I was meaning to write this post today anyway, and now with my recent post on Ayn Rand it seems even more appropriate. Here's a NYT article in which the author, J.M. Bernstein, puts forward an explanation of the Tea Party's seething anger as the disorientation of a jilted lover. In this case the lover is the Tea Party citizenry, which due to recent political and economic events is forced to acknowledge its begrudging dependence on the State for certain aspects of its wellbeing (Social Security, healthcare, roads, etc.). I know, I know, another New York Times analyst bemusedly observing the Tea Party movement as a pathology, proposing fanciful metaphors to explain it away. But I think this article is well done, and I like its bringing to the fore the fact that we live in society, its vindication of the role of collective government in our lives. We are social beings, though our abstracted philosophical discussions in the US often ignore the essential social underpinnings of our life (see my post on Rand, where I touch on the agrarian basis of society that urban intellectuals are often completely unaware of). The pure, independent individual doesn't exist in the 21st-century USA; perhaps it hasn't existed since the dawn of agriculture 10000 years ago, or even before that.
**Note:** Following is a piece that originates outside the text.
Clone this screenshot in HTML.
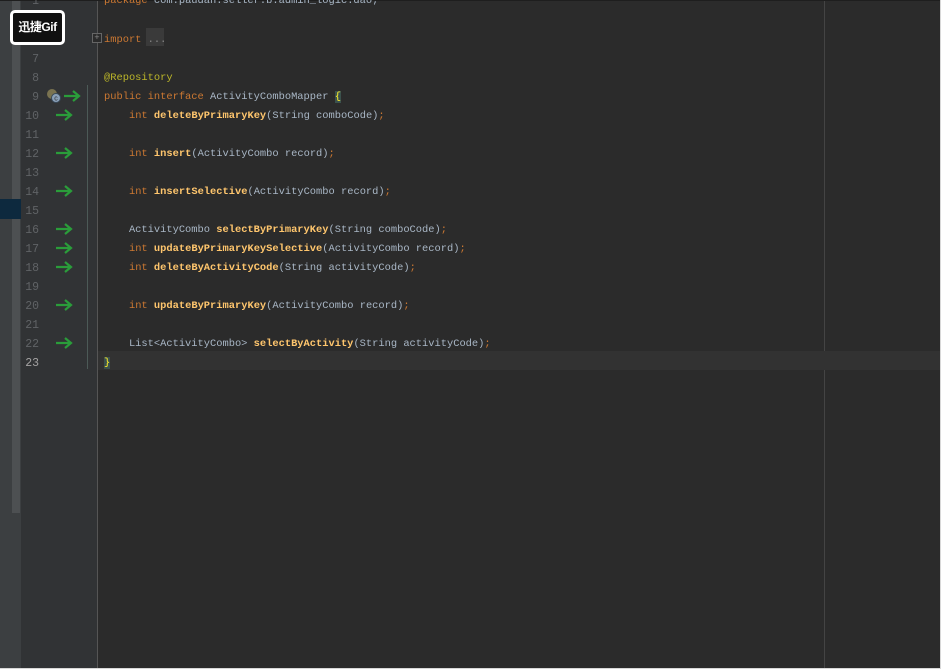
<!DOCTYPE html>
<html><head><meta charset="utf-8"><style>
*{margin:0;padding:0;box-sizing:border-box}
body{width:941px;height:669px;overflow:hidden;background:#2b2b2b;position:relative;font-family:"Liberation Mono",monospace;font-size:10.4px}
.abs{position:absolute}
.row{position:absolute;left:104px;height:19px;line-height:19px;white-space:pre;color:#a9b7c6;margin-top:2px}
.ln{position:absolute;left:18px;width:21px;text-align:right;height:19px;line-height:19px;color:#606366;font-size:11.5px;margin-top:2px}
.k{color:#cc7832}.m{color:#ffc66d;font-weight:bold}.a{color:#bbb529}
.arr{position:absolute;left:55px;width:18px;height:12px}
</style></head><body>
<div class="abs" style="left:0;top:0;width:21px;height:669px;background:#3c3f41"></div>
<div class="abs" style="left:12px;top:0;width:8px;height:513px;background:#4d5052"></div>
<div class="abs" style="left:0;top:199px;width:21px;height:20px;background:#0d293e"></div>
<div class="abs" style="left:21px;top:0;width:76px;height:669px;background:#313335"></div>
<div class="abs" style="left:97px;top:0;width:1px;height:669px;background:#555"></div>
<div class="abs" style="left:824px;top:0;width:1px;height:669px;background:#444"></div>
<div class="abs" style="left:87px;top:85px;width:1px;height:284px;background:#4c5a57"></div>
<div class="abs" style="left:98px;top:351px;width:842px;height:19px;background:#323232"></div>
<div class="abs" style="left:0;top:0;width:941px;height:1px;background:#1e1e1e"></div>
<div class="abs" style="left:940px;top:0;width:1px;height:669px;background:#d8d8d8"></div>
<div class="abs" style="left:0;top:668px;width:941px;height:1px;background:#d8d8d8"></div>

<div class="ln" style="top:-10px">1</div>
<div class="ln" style="top:29px">3</div>
<div class="ln" style="top:48px">7</div>
<div class="ln" style="top:67px">8</div>
<div class="ln" style="top:86px">9</div>
<div class="ln" style="top:105px">10</div>
<div class="ln" style="top:124px">11</div>
<div class="ln" style="top:143px">12</div>
<div class="ln" style="top:162px">13</div>
<div class="ln" style="top:181px">14</div>
<div class="ln" style="top:200px">15</div>
<div class="ln" style="top:219px">16</div>
<div class="ln" style="top:238px">17</div>
<div class="ln" style="top:257px">18</div>
<div class="ln" style="top:276px">19</div>
<div class="ln" style="top:295px">20</div>
<div class="ln" style="top:314px">21</div>
<div class="ln" style="top:333px">22</div>
<div class="ln" style="top:352px;color:#a4a3a3">23</div>

<svg class="abs" style="left:46px;top:88px" width="16" height="16"><circle cx="6" cy="6" r="5" fill="#7a7350"/><circle cx="10" cy="10" r="4.5" fill="#8aa0b8" stroke="#394a5a"/><text x="10" y="12.5" font-size="7" text-anchor="middle" fill="#2b2b2b" font-family="Liberation Sans">c</text></svg>
<svg class="arr" style="left:63px;top:90px" viewBox="0 0 18 12"><path d="M1 6H16M10 1L16 6L10 11" stroke="#2a9d3a" stroke-width="2.2" fill="none"/></svg>
<svg class="arr" style="top:109px" viewBox="0 0 18 12"><path d="M1 6H16M10 1L16 6L10 11" stroke="#2a9d3a" stroke-width="2.2" fill="none"/></svg>
<svg class="arr" style="top:147px" viewBox="0 0 18 12"><path d="M1 6H16M10 1L16 6L10 11" stroke="#2a9d3a" stroke-width="2.2" fill="none"/></svg>
<svg class="arr" style="top:185px" viewBox="0 0 18 12"><path d="M1 6H16M10 1L16 6L10 11" stroke="#2a9d3a" stroke-width="2.2" fill="none"/></svg>
<svg class="arr" style="top:223px" viewBox="0 0 18 12"><path d="M1 6H16M10 1L16 6L10 11" stroke="#2a9d3a" stroke-width="2.2" fill="none"/></svg>
<svg class="arr" style="top:242px" viewBox="0 0 18 12"><path d="M1 6H16M10 1L16 6L10 11" stroke="#2a9d3a" stroke-width="2.2" fill="none"/></svg>
<svg class="arr" style="top:261px" viewBox="0 0 18 12"><path d="M1 6H16M10 1L16 6L10 11" stroke="#2a9d3a" stroke-width="2.2" fill="none"/></svg>
<svg class="arr" style="top:299px" viewBox="0 0 18 12"><path d="M1 6H16M10 1L16 6L10 11" stroke="#2a9d3a" stroke-width="2.2" fill="none"/></svg>
<svg class="arr" style="top:337px" viewBox="0 0 18 12"><path d="M1 6H16M10 1L16 6L10 11" stroke="#2a9d3a" stroke-width="2.2" fill="none"/></svg>

<div class="abs" style="left:92px;top:33px;width:10px;height:10px;border:1px solid #666;color:#888;font-size:9px;line-height:8px;text-align:center;background:#2b2b2b">+</div>
<div class="abs" style="left:146px;top:28px;width:18px;height:18px;background:#3a3a3a"></div>

<div class="row" style="top:-10px"><span class="k">package</span> com.paudan.seller.b.admin_logic.dao;</div>
<div class="row" style="top:29px"><span class="k">import</span> <span style="color:#888">...</span></div>
<div class="row a" style="top:67px">@Repository</div>
<div class="row" style="top:86px"><span class="k">public interface</span> ActivityComboMapper <span style="background:#3b514d;color:#ffef28">{</span></div>
<div class="row" style="top:105px">    <span class="k">int</span> <span class="m">deleteByPrimaryKey</span>(String comboCode)<span class="k">;</span></div>
<div class="row" style="top:143px">    <span class="k">int</span> <span class="m">insert</span>(ActivityCombo record)<span class="k">;</span></div>
<div class="row" style="top:181px">    <span class="k">int</span> <span class="m">insertSelective</span>(ActivityCombo record)<span class="k">;</span></div>
<div class="row" style="top:219px">    ActivityCombo <span class="m">selectByPrimaryKey</span>(String comboCode)<span class="k">;</span></div>
<div class="row" style="top:238px">    <span class="k">int</span> <span class="m">updateByPrimaryKeySelective</span>(ActivityCombo record)<span class="k">;</span></div>
<div class="row" style="top:257px">    <span class="k">int</span> <span class="m">deleteByActivityCode</span>(String activityCode)<span class="k">;</span></div>
<div class="row" style="top:295px">    <span class="k">int</span> <span class="m">updateByPrimaryKey</span>(ActivityCombo record)<span class="k">;</span></div>
<div class="row" style="top:333px">    List&lt;ActivityCombo&gt; <span class="m">selectByActivity</span>(String activityCode)<span class="k">;</span></div>
<div class="row" style="top:352px"><span style="background:#3b514d;color:#ffef28">}</span></div>

<div class="abs" style="left:10px;top:10px;width:55px;height:35px;border:3px solid #fff;border-radius:5px;background:#111;color:#fff;font-family:'Liberation Sans','Noto Sans CJK SC',sans-serif;font-weight:bold;font-size:12px;line-height:29px;text-align:center;letter-spacing:-0.5px">迅捷Gif</div>
</body></html>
And while I don't believe in Hobbes's brutal state of nature except as a theoretical construct (the lawless savages he cites actually lived in pretty highly-structured, cohesive societies), I worry that the anti-State nihilism at the root of Tea Party thought could bring us closer to such a situation of all against all.
Here are some older NYT articles relating to militias and terrorism. Justly or not, I lump the militias and Oklahoma City-type terrorists with Tea Party thought. This could be what the nihilism Bernstein worries about would look like.
Despite my recognition of the role of the State and our social nature as humans, I do like a good fantasy of individualism and living in the wild. Here's an article on people who've decided to live the solitary life. I respect and even romanticize their decision, and I don't attribute it to some antisocial pathology or something. But in the end I know that such a life is not really viable for the world; it's not something that we all can do or should want to do. For me the connection to place is very important, but part of the connection to place is social; a place is the people who live there. So just living by yourself in a place doesn't seem to me to be as enlightening or constructive for the world as living in a place with others. And in fact it seems that for the people interviewed in the article, it's not necessarily a permanent, long-term proposal for how to live. Their living alone in the wild coincides with a particular moment in life. It's not what they've always done, and for many it won't be what they do for the rest of their lives. I think this is reasonable. I can see the attraction of living a solitary, contemplative life for a time, but ultimately I couldn't live with myself if I were only living for myself!